Registering an Amazon S3 location

You must specify an AWS Identity and Access Management (IAM) role when you register an Amazon Simple Storage Service (Amazon S3) location. Lake Formation assumes that role when it grants temporary credentials to integrated AWS services that access the data in that location.

Important

Avoid registering an Amazon S3 bucket that has Requester pays enabled. For buckets registered with Lake Formation, the role used to register the bucket is always viewed as the requester. If the bucket is accessed by another AWS account, the bucket owner is charged for data access if the role belongs to the same account as the bucket owner.

You can use the AWS Lake Formation console, Lake Formation API, or AWS Command Line Interface (AWS CLI) to register an Amazon S3 location.

Before you begin

Review the requirements for the role used to register the location.

To register a location (console)
Important

The following procedures assume that the Amazon S3 location is in the same AWS account as the Data Catalog and that the data in the location is not encrypted. Other sections in this chapter cover cross-account registration and registration of encrypted locations.

  1. Open the AWS Lake Formation console at https://console.aws.amazon.com/lakeformation/. Sign in as the data lake administrator or as a user with the lakeformation:RegisterResource IAM permission.

  2. In the navigation pane, under Register and Ingest, select Data lake locations.

  3. Choose Register location, and then choose Browse to select an Amazon Simple Storage Service (Amazon S3) path.

  4. (Optional, but strongly recommended) Select Review location permissions to view a list of all existing resources in the selected Amazon S3 location and their permissions.

    Registering the selected location might result in your Lake Formation users gaining access to data already at that location. Viewing this list helps you ensure that existing data remains secure.

  5. For IAM role, choose either the AWSServiceRoleForLakeFormationDataAccess service-linked role (the default) or a custom IAM role that meets the requirements in Requirements for roles used to register locations.

    You can update a registered location or other details only when you register it using a custom IAM role. To edit a location registered using a service-linked role, you should deregister the location and register it again.

  6. Choose Enable Data Catalog Federation option to allow Lake Formation to assume a role and vend temporary credentials to integrated AWS services to access tables under federated databases. If a location is registered with Lake Formation, and you want to use the same location for a table under a federated database, you need to register the same location with the Enable Data Catalog Federation option.

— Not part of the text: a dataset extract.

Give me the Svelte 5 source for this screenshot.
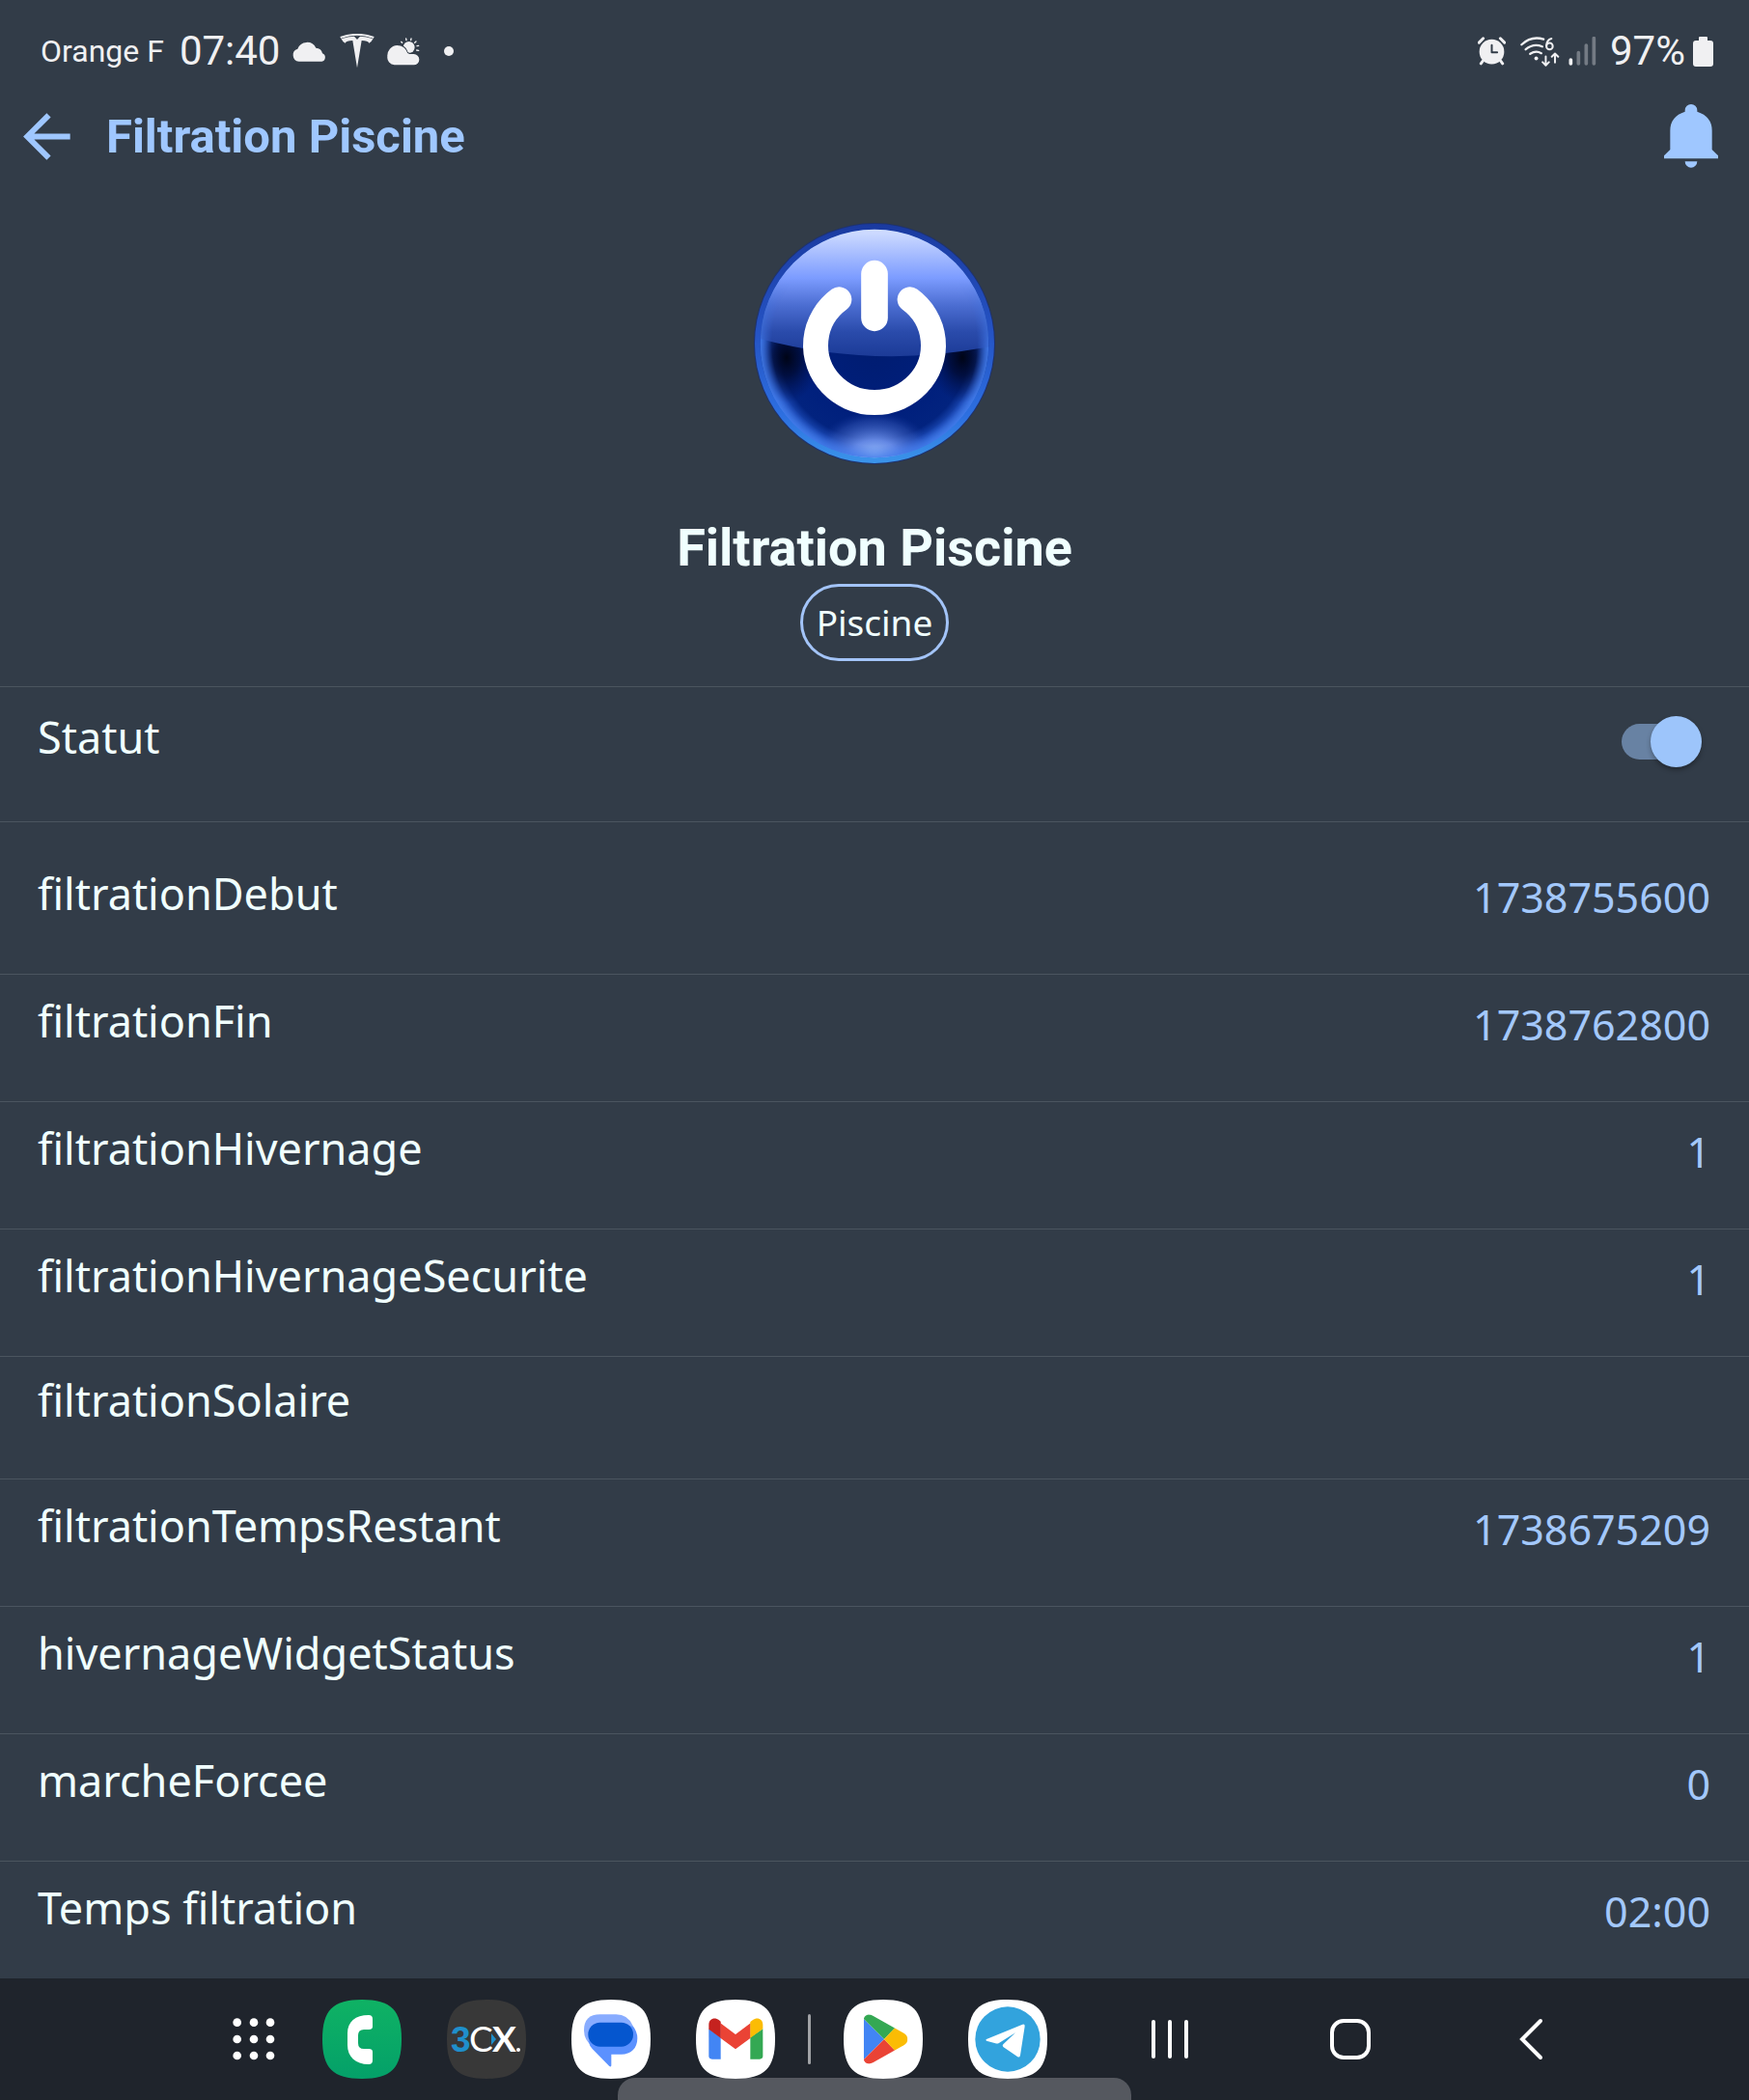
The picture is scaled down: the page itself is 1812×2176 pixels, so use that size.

  7. Choose Hybrid access mode to not enable Lake Formation permissions by default. When you register Amazon S3 location in hybrid access mode, you can enable Lake Formation permissions by opting in principals for databases and tables under that location.


    For more information on setting up hybrid access mode, see Hybrid access mode.

  8. Select Register location.

To register a location (AWS CLI)
  1. Register a new location with Lake Formation

    This example uses a service-linked role to register the location. You can use the --role-arn argument instead to supply your own role.

    Replace <s3-path> with a valid Amazon S3 path, account number with a valid AWS account, and <s3-access-role> with an IAM role that has permissions to register a data location.

    Note

    You can't edit properties of a registered location if it is registered using a service-linked role.

    aws lakeformation register-resource \ --resource-arn arn:aws:s3:::<s3-path> \ --use-service-linked-role

    The following example uses a custom role to register the location.

    aws lakeformation register-resource \ --resource-arn arn:aws:s3:::<s3-path> \ --role-arn arn:aws:iam::<123456789012>:role/<s3-access-role>
  2. To update a location registered with Lake Formation

    You can edit a registered location only if it is registered using a custom IAM role. For a location registered with service-linked role, you should deregister the location and register it again. For more information, see Deregistering an Amazon S3 location.

    aws lakeformation update-resource \ --role-arn arn:aws:iam::<123456789012>:role/<s3-access-role>\ --resource-arn arn:aws:s3:::<s3-path>
    aws lakeformation update-resource \ --resource-arn arn:aws:s3:::<s3-path> \ --use-service-linked-role
  3. Register a data location in hybrid access mode with federation
    aws lakeformation register-resource \ --resource-arn arn:aws:s3:::<s3-path> \ --role-arn arn:aws:iam::<123456789012>:role/<s3-access-role> \ --hybrid-access-enabled
    aws lakeformation register-resource \ --resource-arn arn:aws:s3:::<s3-path> \ --role-arn arn:aws:iam::<123456789012>:role/<s3-access-role> \ --with-federation
    aws lakeformation update-resource \ --resource-arn arn:aws:s3:::<s3-path> \ --role-arn arn:aws:iam::<123456789012>:role/<s3-access-role> \ --hybrid-access-enabled

For more information, see RegisterResource API operation.

Note

Once you register an Amazon S3 location, any AWS Glue table pointing to the location (or any of its child locations) will return the value for the IsRegisteredWithLakeFormation parameter as true in the GetTable call. There is a known limitation that Data Catalog API operations such as GetTables and SearchTables do not update the value for the IsRegisteredWithLakeFormation parameter, and return the default, which is false. It is recommended to use the GetTable API to view the correct value for the IsRegisteredWithLakeFormation parameter.